Yes, that will be fine as long as the amp is stable to those ohm loads on the respective channels (which it is I think, I just checked)

If the amp is stable to 2 ohms on all channels then you can wire some components to 4 ohms, some to 2 ohms, all to 4 ohms, or all to 2 ohms. Just nothing below 2 ohms.

If you wanted to, you could bridge the front four channels and pump more to your front comps if they can take it.

 
Great, thanks for the quick reply. Now a different question that comes to mind about the components. I got the Boston Acoustics SC60. So the speaker wire goes from the amp front channel to the crossover and then from the crossover, you got one set to the 6 1/2 speaker and then another set to the tweeter.
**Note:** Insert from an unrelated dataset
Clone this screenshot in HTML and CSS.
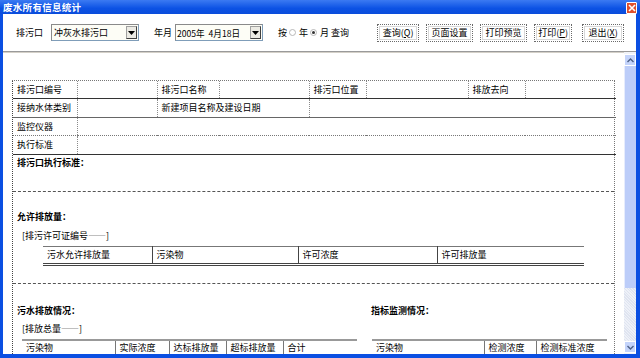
FILE: index.html
```html
<!DOCTYPE html>
<html lang="zh">
<head>
    <meta charset="UTF-8">
    <title>废水所有信息统计</title>
    <link rel="stylesheet" href="styles.css">
</head>
<body>
<div class="window">
    <div class="titlebar">
        <span class="title">废水所有信息统计</span>
        <span class="close">
            <svg width="8" height="8" viewBox="0 0 8 8"><path d="M1 1L7 7M7 1L1 7" stroke="#fff" stroke-width="1.6"/></svg>
        </span>
    </div>

    <div class="toolbar">
        <span class="lbl">排污口</span>
        <div class="combo outlet">
            <span class="val">冲灰水排污口</span>
            <span class="drop"><svg width="7" height="4" viewBox="0 0 7 4"><path d="M0 0H7L3.5 4Z" fill="#000"/></svg></span>
        </div>
        <span class="lbl ym">年月</span>
        <div class="combo date">
            <span class="val">2005年&nbsp; 4月18日</span>
            <span class="drop"><svg width="7" height="4" viewBox="0 0 7 4"><path d="M0 0H7L3.5 4Z" fill="#000"/></svg></span>
        </div>
        <span class="by">按<span class="radio"></span>年<span class="radio on"></span>月&nbsp;查询</span>
        <div class="buttons">
            <span class="btn b-query">查询(<u>Q</u>)</span>
            <span class="btn b-wide">页面设置</span>
            <span class="btn b-wide">打印预览</span>
            <span class="btn b-print">打印(<u>P</u>)</span>
            <span class="btn b-exit">退出(<u>X</u>)</span>
        </div>
    </div>

    <div class="content">
        <div class="report">
            <table class="info">
                <colgroup>
                    <col style="width:64px"><col style="width:80px"><col style="width:62px"><col style="width:90px">
                    <col style="width:57px"><col style="width:102px"><col style="width:57px"><col style="width:91px">
                </colgroup>
                <tr class="r1">
                    <td>排污口编号</td><td></td><td>排污口名称</td><td></td>
                    <td>排污口位置</td><td></td><td>排放去向</td><td></td>
                </tr>
                <tr class="r2">
                    <td>接纳水体类别</td><td></td><td colspan="2">新建项目名称及建设日期</td><td colspan="4"></td>
                </tr>
                <tr class="r3">
                    <td>监控仪器</td><td colspan="7"></td>
                </tr>
                <tr class="r4">
                    <td>执行标准</td><td colspan="7"></td>
                </tr>
            </table>

            <div class="section s-std">
                <h3>排污口执行标准：</h3>
            </div>

            <div class="section s-allow">
                <h3>允许排放量：</h3>
                <p class="note">[排污许可证编号——]</p>
                <table class="sub allow">
                    <colgroup><col style="width:109px"><col style="width:146px"><col style="width:139px"><col style="width:147px"></colgroup>
                    <tr><td>污水允许排放量</td><td>污染物</td><td>许可浓度</td><td>许可排放量</td></tr>
                </table>
            </div>

            <div class="section s-out">
                <div class="half left">
                    <h3>污水排放情况：</h3>
                    <p class="note">[排放总量——]</p>
                    <table class="sub discharge">
                        <colgroup><col style="width:93px"><col style="width:54px"><col style="width:57px"><col style="width:57px"><col style="width:74px"></colgroup>
                        <tr><td>污染物</td><td>实际浓度</td><td>达标排放量</td><td>超标排放量</td><td>合计</td></tr>
                    </table>
                </div>
                <div class="half right">
                    <h3>指标监测情况：</h3>
                    <table class="sub monitor">
                        <colgroup><col style="width:112px"><col style="width:52px"><col style="width:71px"></colgroup>
                        <tr><td>污染物</td><td>检测浓度</td><td>检测标准浓度</td></tr>
                    </table>
                </div>
            </div>
        </div>

        <div class="scrollbar">
            <span class="sb-btn"><svg width="7" height="5" viewBox="0 0 7 5"><path d="M0.5 4L3.5 1L6.5 4" fill="none" stroke="#4d6185" stroke-width="1.4"/></svg></span>
            <span class="sb-thumb"></span>
            <span class="sb-track"></span>
            <span class="sb-btn"><svg width="7" height="5" viewBox="0 0 7 5"><path d="M0.5 1L3.5 4L6.5 1" fill="none" stroke="#4d6185" stroke-width="1.4"/></svg></span>
        </div>
    </div>
</div>
</body>
</html>
```

FILE: styles.css
```css
html, body {
    margin: 0;
    padding: 0;
    background: #fff;
}

.window {
    width: 640px;
    height: 358px;
    box-sizing: border-box;
    background: #0b4fe2;
    padding: 0 4px 4px 3px;
    display: flex;
    flex-direction: column;
    font-family: "Noto Sans CJK SC", "Liberation Sans", sans-serif;
    font-size: 9px;
    color: #000;
    overflow: hidden;
}

/* title bar */
.titlebar {
    height: 14px;
    margin: 0 -4px 0 -3px;
    padding: 0 3px 0 3px;
    display: flex;
    align-items: center;
    justify-content: space-between;
    background: linear-gradient(#3b7af2, #0c52e4 60%, #0a4cdb);
}
.title {
    color: #fff;
    font-weight: bold;
    font-size: 9.5px;
    line-height: 14px;
    letter-spacing: 0.3px;
}
.close {
    width: 9px;
    height: 10px;
    margin-top: 2px;
    background: #e0502c;
    border: 1px solid #fff;
    border-radius: 1px;
    display: flex;
    align-items: center;
    justify-content: center;
}

/* toolbar */
.toolbar {
    height: 37px;
    background: #fff;
    display: flex;
    align-items: center;
    padding-left: 13px;
    white-space: nowrap;
    line-height: 12px;
}
.lbl {
    margin-right: 8px;
}
.lbl.ym {
    margin-left: 15px;
    margin-right: 3px;
}
.combo {
    height: 17px;
    box-sizing: border-box;
    border: 1px solid #7f9db9;
    border-top-color: #8a8a8a;
    border-left-color: #8a8a8a;
    display: flex;
    align-items: center;
    justify-content: space-between;
    background: #fdfdf6;
}
.combo.outlet {
    width: 88px;
}
.combo.date {
    width: 88px;
}
.combo .val {
    padding-left: 2px;
}
.combo.date .val {
    padding-left: 1px;
    font-size: 8.6px;
}
.combo .drop {
    width: 11px;
    height: 13px;
    margin-right: 1px;
    box-sizing: border-box;
    border: 1px solid #a0a0a0;
    border-right-color: #404040;
    border-bottom-color: #404040;
    background: #ecebe4;
    display: flex;
    align-items: center;
    justify-content: center;
}
.by {
    margin-left: 15px;
    display: flex;
    align-items: center;
}
.radio {
    width: 7px;
    height: 7px;
    border: 1px solid #b8b8b8;
    border-radius: 50%;
    margin: 0 3px 0 2px;
    box-sizing: border-box;
    position: relative;
}
.radio.on::after {
    content: "";
    position: absolute;
    left: 1px;
    top: 1px;
    width: 3px;
    height: 3px;
    border-radius: 50%;
    background: #333;
}
.buttons {
    display: flex;
    margin-left: 28px;
}
.btn {
    height: 18px;
    box-sizing: border-box;
    border: 1px dotted #6a6a6a;
    outline: 1px solid #d8d8d8;
    outline-offset: -3px;
    display: flex;
    align-items: center;
    justify-content: center;
    margin-right: 7px;
    background: #fff;
}
.btn u {
    text-decoration: underline;
}
.b-query { width: 42px; }
.b-wide { width: 47px; }
.b-print { width: 38px; margin-right: 10px; }
.b-exit { width: 42px; }

/* content */
.content {
    flex: 1;
    display: flex;
    background: #fff;
    border-top: 1px solid #9a9a9a;
    box-shadow: inset 0 1px 0 #d4d0c8;
    overflow: hidden;
}
.report {
    width: 603px;
    margin: 28px 0 0 9px;
    border-left: 1px dotted #444;
    border-right: 1px dotted #777;
    border-top: 1px dotted #777;
    box-sizing: border-box;
    flex: none;
}

.info {
    border-collapse: collapse;
    table-layout: fixed;
    width: 601px;
    line-height: 12px;
}
.info td {
    padding: 0 0 0 4px;
    border-left: 1px dotted #8a8a8a;
    border-bottom: 1px solid #333;
    white-space: nowrap;
    overflow: hidden;
}
.info td:first-child {
    border-left: none;
}
.info .r1 td { height: 17px; }
.info .r2 td { height: 18px; border-bottom-color: #666; }
.info .r3 td { height: 17px; border-bottom: 1px dotted #777; }
.info .r4 td { height: 18px; }

.section {
    border-bottom: 1px dashed #555;
    box-sizing: border-box;
}
.section h3 {
    margin: 0;
    font-size: 9px;
    line-height: 12px;
    font-weight: bold;
    padding-left: 4px;
}
.s-std {
    height: 37px;
    padding-top: 2px;
}
.s-allow {
    height: 92px;
    padding-top: 19px;
}
.note {
    margin: 7px 0 0 9px;
    line-height: 12px;
}
.sub {
    border-collapse: collapse;
    table-layout: fixed;
    line-height: 12px;
}
.sub td {
    padding: 0 0 0 4px;
    border-left: 1px solid #444;
    white-space: nowrap;
    overflow: hidden;
}
.sub td:first-child {
    border-left: none;
}
.allow {
    margin: 4px 0 0 30px;
    width: 541px;
    border-top: 1px solid #777;
    border-bottom: 3px double #444;
}
.allow td {
    height: 16px;
}

.s-out {
    border-bottom: none;
    display: flex;
    padding-top: 21px;
}
.half.left {
    width: 354px;
}
.half.left .note {
    margin-top: 6px;
}
.discharge {
    margin: 4px 0 0 9px;
    width: 335px;
    border-top: 2px solid #999;
}
.discharge td, .monitor td {
    height: 14px;
    border-left-color: #777;
}
.monitor {
    margin: 22px 0 0 5px;
    width: 235px;
    border-top: 2px solid #999;
}

/* scrollbar */
.scrollbar {
    width: 12px;
    margin-left: auto;
    display: flex;
    flex-direction: column;
    background: #f1f3f9;
}
.sb-btn {
    height: 12px;
    flex: none;
    background: #c4d4fb;
    border: 1px solid #fff;
    box-sizing: border-box;
    display: flex;
    align-items: center;
    justify-content: center;
    margin-top: 2px;
}
.sb-btn:last-child {
    margin-top: 0;
    margin-bottom: 1px;
}
.sb-thumb {
    height: 222px;
    flex: none;
    background: #bccdf9;
    border-left: 1px solid #e6ecfd;
    box-sizing: border-box;
}
.sb-track {
    flex: 1;
    background: repeating-linear-gradient(45deg, #eef1f8 0 1px, #dfe4f0 1px 2px);
}
```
How does that affect the final ohm rating. I believe both speaker and tweeter are 4 ohms each. This amp puts out 70watts to each channel (minus sub channel of course), so will it basically split the power between the two where only each speaker and tweeter get 35watts?

 
Well did some research on Crutchfield, and it does talk about certain crossovers have extra input terminals to allow bi amping. That would make it where the tweeter and woofer gets 70 watts each, otherwise it would basically split the power between the two. Atleast that's my understanding!

 
Im just not sure if it always splits it up 50/50 - If yours have biamping terminals and your tweeters can handle 70W... //content.invisioncic.com/y282845/emoticons/naughty.gif.94359f346c0f1259df8038d60b41863e.gif

 
Yeah thats the thing, I'm still waiting for them to come in so I'm not sure. I've looked at the description and it doesn't specify. It does say the rms power range is 2-65watts. So I would think that's 65watts for each speaker. I guess if it doesn't have multiple speaker inputs on the crossover, the set would still sound okay with each speaker getting around 35 watts. You think, or is that too low of power?

 
I've always understood it to be 65W going to the crossover - although you could be right. I just think they'd specify for each if it were for each - I doubt every component set on the market that lists the RMS as a single number happens to have tweeters and midbass of identical power handling.